What happened from there—and ideally, what we’ll find out in the aftermath of the ESPN dump—is the part where your opinion of the Patriots’ sophistication shapes how much you think any of this shit actually helped the team win games. If you’re working at “about 50 percent,” and just feeding that into the machine, that’s going to return results a lot like the “It’s gonna be a run!” line up above. But that’s the dumbest possible way to look at data like this. More probably, you’d shade some heightened possibility that the next play will be the stolen call and plug it into your other tactical materials—like, say, illicitly recorded footage—and work from there.
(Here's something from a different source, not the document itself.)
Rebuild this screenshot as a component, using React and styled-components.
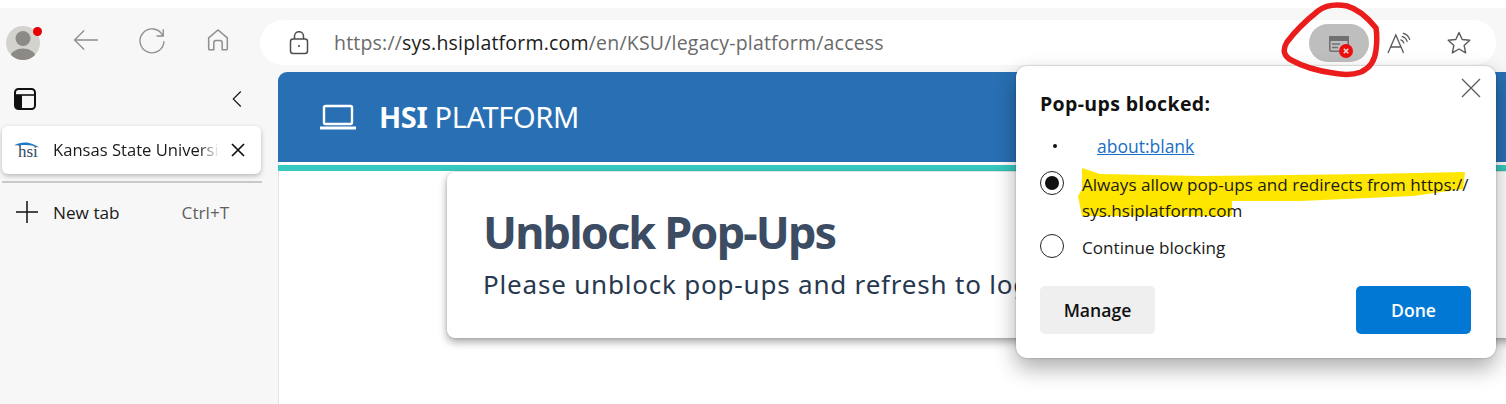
import React from 'react';
import styled, { createGlobalStyle } from 'styled-components';

const Global = createGlobalStyle`
  html, body { margin: 0; padding: 0; background: #fff; }
  body { font-family: "Open Sans", "Noto Sans", sans-serif; overflow: hidden; }
  * { box-sizing: border-box; }
`;

const Page = styled.div`
  position: relative;
  width: 1506px;
  height: 404px;
  padding-top: 8px;
  overflow: hidden;
  background: #fff;
`;

const Chrome = styled.div`
  height: 396px;
  background: #f7f7f7;
  display: grid;
  grid-template-columns: 278px 1fr;
  grid-template-rows: 64px 1fr;
`;

/* ---- toolbar ---- */
const Toolbar = styled.div`
  grid-column: 1 / 3;
  display: flex;
  align-items: center;
  padding: 0 10px 0 6px;
`;

const Avatar = styled.div`
  position: relative;
  width: 34px;
  height: 34px;
  margin-top: 5px;
  flex: none;
`;

const Dot = styled.span`
  position: absolute;
  top: 1px;
  right: -2px;
  width: 9px;
  height: 9px;
  border-radius: 50%;
  background: #e60000;
`;

const NavButton = styled.div`
  width: 32px;
  height: 32px;
  margin-left: ${p => p.$gap}px;
  flex: none;
  display: flex;
  align-items: center;
  justify-content: center;
  color: #8f8f8f;
`;

const AddressBar = styled.div`
  margin-left: 26px;
  flex: 1;
  height: 45px;
  margin-top: 5px;
  border-radius: 23px;
  background: #fff;
  display: flex;
  align-items: center;
  padding-left: 29px;
  padding-right: 24px;
`;

const Url = styled.div`
  margin-left: 25px;
  flex: 1;
  font-size: 19.5px;
  letter-spacing: 0.2px;
  color: #6a6a6a;
  white-space: nowrap;
  span { color: #1b1b1b; }
`;

const PopupPill = styled.div`
  width: 60px;
  height: 38px;
  border-radius: 19px;
  background: #bebebe;
  display: flex;
  align-items: center;
  justify-content: center;
  flex: none;
`;

const BarIcon = styled.div`
  margin-left: ${p => p.$gap}px;
  display: flex;
  flex: none;
  color: #555;
`;

/* ---- sidebar ---- */
const Sidebar = styled.div`
  display: flex;
  flex-direction: column;
`;

const SideHead = styled.div`
  height: 54px;
  display: flex;
  align-items: center;
  justify-content: space-between;
  padding: 0 32px 0 14px;
`;

const Tab = styled.div`
  margin-left: 2px;
  width: 259px;
  height: 48px;
  border-radius: 6px;
  background: #fff;
  box-shadow: 0 2px 5px rgba(0, 0, 0, 0.25);
  display: flex;
  align-items: center;
  padding-left: 12px;
  padding-right: 15px;
`;

const TabTitle = styled.div`
  margin-left: 13px;
  padding-bottom: 2px;
  white-space: nowrap;
  font-size: 16.6px;
  color: #1a1a1a;
  -webkit-mask-image: linear-gradient(to right, #000 88%, transparent 100%);
  mask-image: linear-gradient(to right, #000 88%, transparent 100%);
`;

const TabClose = styled.div`
  margin-left: auto;
  display: flex;
`;

const Rule = styled.div`
  margin: 7px 16px 0 2px;
  height: 2px;
  background: #c9c9c9;
`;

const NewTab = styled.div`
  display: flex;
  align-items: center;
  height: 58px;
  padding-left: 15px;
  font-size: 17.2px;
  color: #1a1a1a;
`;

const NewTabLabel = styled.span`
  margin-left: 14px;
`;

const Shortcut = styled.span`
  margin-left: 62px;
  color: #606060;
`;

/* ---- page content ---- */
const Content = styled.div`
  background: #fff;
  box-shadow: inset 1px 0 0 #e4e4e4;
  border-top-left-radius: 9px;
  overflow: hidden;
`;

const SiteHeader = styled.div`
  height: 90px;
  background: #2870b3;
  color: #fff;
  display: flex;
  align-items: center;
  padding-left: 42px;
`;

const Brand = styled.div`
  margin-left: 23px;
  padding-bottom: 2px;
  font-family: "Noto Sans", sans-serif;
  font-size: 29px;
  letter-spacing: -0.38px;
  b { font-weight: 700; }
`;

const Teal = styled.div`
  margin-top: 3px;
  height: 6px;
  background: #37c9bf;
`;

const Card = styled.div`
  margin-left: 169px;
  margin-top: 1px;
  width: 1100px;
  height: 166px;
  border-radius: 8px;
  background: #fff;
  padding: 31px 36px;
  box-shadow: 0 4px 8px rgba(0, 0, 0, 0.35), 0 0 3px rgba(0, 0, 0, 0.15);
`;

const Heading = styled.h1`
  margin: 0;
  font-family: "Noto Sans", sans-serif;
  font-size: 45px;
  line-height: 58px;
  font-weight: 700;
  letter-spacing: -1.85px;
  color: #3b4c63;
`;

const SubText = styled.p`
  margin: 5px 0 0;
  font-family: "Noto Sans", sans-serif;
  font-size: 26px;
  line-height: 36px;
  letter-spacing: 0.8px;
  color: #27384f;
`;

/* ---- popup ---- */
const Popup = styled.div`
  position: absolute;
  left: 1016px;
  top: 66px;
  width: 480px;
  height: 292px;
  border-radius: 11px;
  background: #fff;
  padding: 24px 25px 24px 24px;
  box-shadow: 0 0 2px rgba(0, 0, 0, 0.3), 0 10px 22px rgba(0, 0, 0, 0.33);
`;

const PopupClose = styled.div`
  position: absolute;
  top: 10px;
  right: 13px;
  display: flex;
  color: #5c5c5c;
`;

const PopupTitle = styled.div`
  font-size: 19.5px;
  line-height: 28px;
  letter-spacing: 0.35px;
  font-weight: 700;
  color: #111;
`;

const SiteRow = styled.div`
  display: flex;
  align-items: center;
  margin-top: 14px;
  height: 28px;
`;

const Bullet = styled.span`
  margin-left: 13px;
  width: 4px;
  height: 4px;
  border-radius: 50%;
  background: #111;
`;

const SiteLink = styled.a`
  margin-left: 40px;
  font-size: 17.5px;
  color: #1a6fc4;
  text-decoration: underline;
`;

const Option = styled.div`
  position: relative;
  display: flex;
  align-items: flex-start;
  margin-top: ${p => p.$top}px;
`;

const Radio = styled.span`
  width: 24px;
  height: 24px;
  flex: none;
  border-radius: 50%;
  border: 1.5px solid #222;
  display: flex;
  align-items: center;
  justify-content: center;
  &::after {
    content: '';
    display: ${p => (p.$on ? 'block' : 'none')};
    width: 14px;
    height: 14px;
    border-radius: 50%;
    background: #111;
  }
`;

const OptionText = styled.span`
  position: relative;
  margin-left: 18px;
  padding-top: 1px;
  font-size: 17.1px;
  line-height: 26px;
  color: #1a1a1a;
`;

const Highlight = styled.svg`
  position: absolute;
  left: 34px;
  top: -12px;
`;

const Buttons = styled.div`
  display: flex;
  justify-content: space-between;
  margin-top: 25px;
`;

const Btn = styled.button`
  width: 115px;
  height: 48px;
  border: none;
  border-radius: 5px;
  font-family: inherit;
  font-size: 17.6px;
  font-weight: 600;
  background: ${p => (p.$primary ? '#0078d4' : '#efefef')};
  color: ${p => (p.$primary ? '#fff' : '#111')};
`;

const Scribble = styled.svg`
  position: absolute;
  left: 1270px;
  top: 0;
  pointer-events: none;
`;

const Stroke = ({ size = 24, w = 1.5, children, style }) => (
  <svg width={size} height={size} viewBox="0 0 24 24" fill="none" stroke="currentColor" strokeWidth={w} style={style}>
    {children}
  </svg>
);

export default function App() {
  return (
    <Page>
      <Global />
      <Chrome>
        <Toolbar>
          <Avatar>
            <svg width="34" height="34" viewBox="0 0 34 34">
              <defs>
                <clipPath id="av"><circle cx="17" cy="17" r="17" /></clipPath>
              </defs>
              <circle cx="17" cy="17" r="17" fill="#d3d2cf" />
              <g clipPath="url(#av)" fill="#8d8a86">
                <circle cx="17" cy="12.5" r="7.5" />
                <ellipse cx="17" cy="31" rx="12.5" ry="8.5" />
              </g>
            </svg>
            <Dot />
          </Avatar>
          <NavButton $gap={30}>
            <Stroke size={30} w={1.1}><path d="M21.5 12H2.8M10.5 4.4 2.8 12l7.7 7.6" /></Stroke>
          </NavButton>
          <NavButton $gap={34}>
            <Stroke size={30} w={1.1}><path d="M20.6 8.4A9.6 9.6 0 1 0 21.6 13M21 3.4v5.4h-5.4" /></Stroke>
          </NavButton>
          <NavButton $gap={34}>
            <Stroke size={28} w={1.3}><path d="M4 19.4V10.2L12 3.4l8 6.8v9.2a1 1 0 0 1-1 1h-3.4v-6a2 2 0 0 0-2-2h-3.2a2 2 0 0 0-2 2v6H5a1 1 0 0 1-1-1Z" /></Stroke>
          </NavButton>
          <AddressBar>
            <svg width="20" height="24" viewBox="0 0 20 24" fill="none" stroke="#4d4d4d" strokeWidth="1.5">
              <rect x="1.5" y="8" width="17" height="14.5" rx="2.5" />
              <path d="M5.5 8V5.2a4.5 4.5 0 0 1 9 0V8" />
              <circle cx="10" cy="15" r="1.1" fill="#4d4d4d" stroke="none" />
            </svg>
            <Url>https://<span>sys.hsiplatform.com</span>/en/KSU/legacy-platform/access</Url>
            <PopupPill>
              <svg width="28" height="28" viewBox="0 0 28 28" style={{ overflow: 'visible' }}>
                <rect x="4.8" y="7.8" width="18.4" height="14.4" rx="1.2" fill="none" stroke="#707070" strokeWidth="1.6" />
                <path d="M4 8.2A1.2 1.2 0 0 1 5.2 7h17.6A1.2 1.2 0 0 1 24 8.2V12H4Z" fill="#707070" />
                <path d="M7 15h8M7 18.5h6" stroke="#707070" strokeWidth="1.4" />
                <circle cx="21" cy="22" r="7" fill="#ec0d0d" />
                <path d="m18.8 19.8 4.4 4.4m0-4.4-4.4 4.4" stroke="#f3dcdc" strokeWidth="1.6" />
              </svg>
            </PopupPill>
            <BarIcon $gap={17}>
              <svg width="26" height="26" viewBox="0 0 26 26" fill="none" stroke="#5a5a5a" strokeWidth="1.3">
                <path d="M2 23 9.8 5l7.8 18M5 17h9.8" />
                <path d="M16 8.2c1.7.5 3 1.8 3.5 3.6M17.2 4.8c3 .8 4.9 2.8 5.6 5.6M18.4 1.6c3.8 1 6 3.4 6.9 6.8" transform="translate(-1.5 1.5)" />
              </svg>
            </BarIcon>
            <BarIcon $gap={34}>
              <svg width="26" height="26" viewBox="0 0 26 26" fill="none" stroke="#5a5a5a" strokeWidth="1.4">
                <path d="m13 2.5 3.2 7 7.6.8-5.7 5.1 1.6 7.5L13 19l-6.7 3.9 1.6-7.5-5.7-5.1 7.6-.8Z" strokeLinejoin="round" />
              </svg>
            </BarIcon>
          </AddressBar>
        </Toolbar>

        <Sidebar>
          <SideHead>
            <svg width="22" height="22" viewBox="0 0 22 22">
              <rect x="1" y="1" width="20" height="20" rx="3.5" fill="none" stroke="#111" strokeWidth="2" />
              <path d="M1 7h20" stroke="#111" strokeWidth="1.6" />
              <path d="M1 7h7v14H4a3 3 0 0 1-3-3Z" fill="#111" />
            </svg>
            <Stroke size={18} w={1.5} style={{ color: '#111' }}><path d="M17 2 7 12l10 10" /></Stroke>
          </SideHead>
          <Tab>
            <svg width="26" height="22" viewBox="0 0 26 22">
              <path d="M0 6.5C5 3.5 11 3 15 4c4 1 8 2.500 10 4.500C20 6.500 14 5.800 10 6c-4 .1-7 .2-10 .5Z" fill="#1e78c8" />
              <text x="4" y="18" fontFamily="'Liberation Serif', serif" fontSize="17" fill="#33495f">hsi</text>
            </svg>
            <TabTitle>Kansas State Universi</TabTitle>
            <TabClose>
              <Stroke size={16} w={2.6} style={{ color: '#111' }}><path d="M3 3l18 18M21 3 3 21" /></Stroke>
            </TabClose>
          </Tab>
          <Rule />
          <NewTab>
            <Stroke size={24} w={1.5} style={{ color: '#111' }}><path d="M12 1v22M1 12h22" /></Stroke>
            <NewTabLabel>New tab</NewTabLabel>
            <Shortcut>Ctrl+T</Shortcut>
          </NewTab>
        </Sidebar>

        <Content>
          <SiteHeader>
            <svg width="36" height="26" viewBox="0 0 36 26" fill="none" stroke="#fff" strokeWidth="2.4">
              <rect x="4" y="2" width="28" height="18" rx="1.5" />
              <path d="M0 24h36" strokeWidth="3" />
            </svg>
            <Brand><b>HSI</b> PLATFORM</Brand>
          </SiteHeader>
          <Teal />
          <Card>
            <Heading>Unblock Pop-Ups</Heading>
            <SubText>Please unblock pop-ups and refresh to login.</SubText>
          </Card>
        </Content>
      </Chrome>

      <Popup>
        <PopupClose>
          <Stroke size={24} w={1.3}><path d="M3 3l18 18M21 3 3 21" /></Stroke>
        </PopupClose>
        <PopupTitle>Pop-ups blocked:</PopupTitle>
        <SiteRow>
          <Bullet />
          <SiteLink href="#">about:blank</SiteLink>
        </SiteRow>
        <Option $top={11}>
          <Highlight width="400" height="60" viewBox="0 0 400 60">
            <path d="M8 9 26 15 126 17 293 15 391 13 389 30 339 37 226 42 158 42 158 57 59 57 8 57 4 37 8 30Z" fill="#ffe600" />
          </Highlight>
          <Radio $on />
          <OptionText>Always allow pop-ups and redirects from https://<br />sys.hsiplatform.com</OptionText>
        </Option>
        <Option $top={10}>
          <Radio />
          <OptionText>Continue blocking</OptionText>
        </Option>
        <Buttons>
          <Btn>Manage</Btn>
          <Btn $primary>Done</Btn>
        </Buttons>
      </Popup>

      <Scribble width="120" height="80" viewBox="1270 0 120 80" fill="none">
        <path d="M1376 28C1368 18 1358 9 1347 6 1336 4 1326 5 1318 11 1308 19 1296 30 1287 42 1282 50 1284 56 1291 60 1302 66 1318 71 1333 73 1343 75 1353 75 1361 72 1370 68 1375 60 1376 50 1377 42 1377 34 1376 28Z" stroke="#ea1c1c" strokeWidth="5.5" strokeLinejoin="round" />
      </Scribble>
    </Page>
  );
}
I can’t tell you what the Patriots did, but I’d hazard that the principals aren’t quite dense enough to spend all that time on a secret, comprehensive video program to treat it as a deterministic football prediction engine.

Which is all to say, it’s probably safe to shunt most of the But the cheating didn’t even help that muchhhhh defense off to the side, unless you are very sure that Bill Belichick and his clandestine cronies are the dumbest men working in football.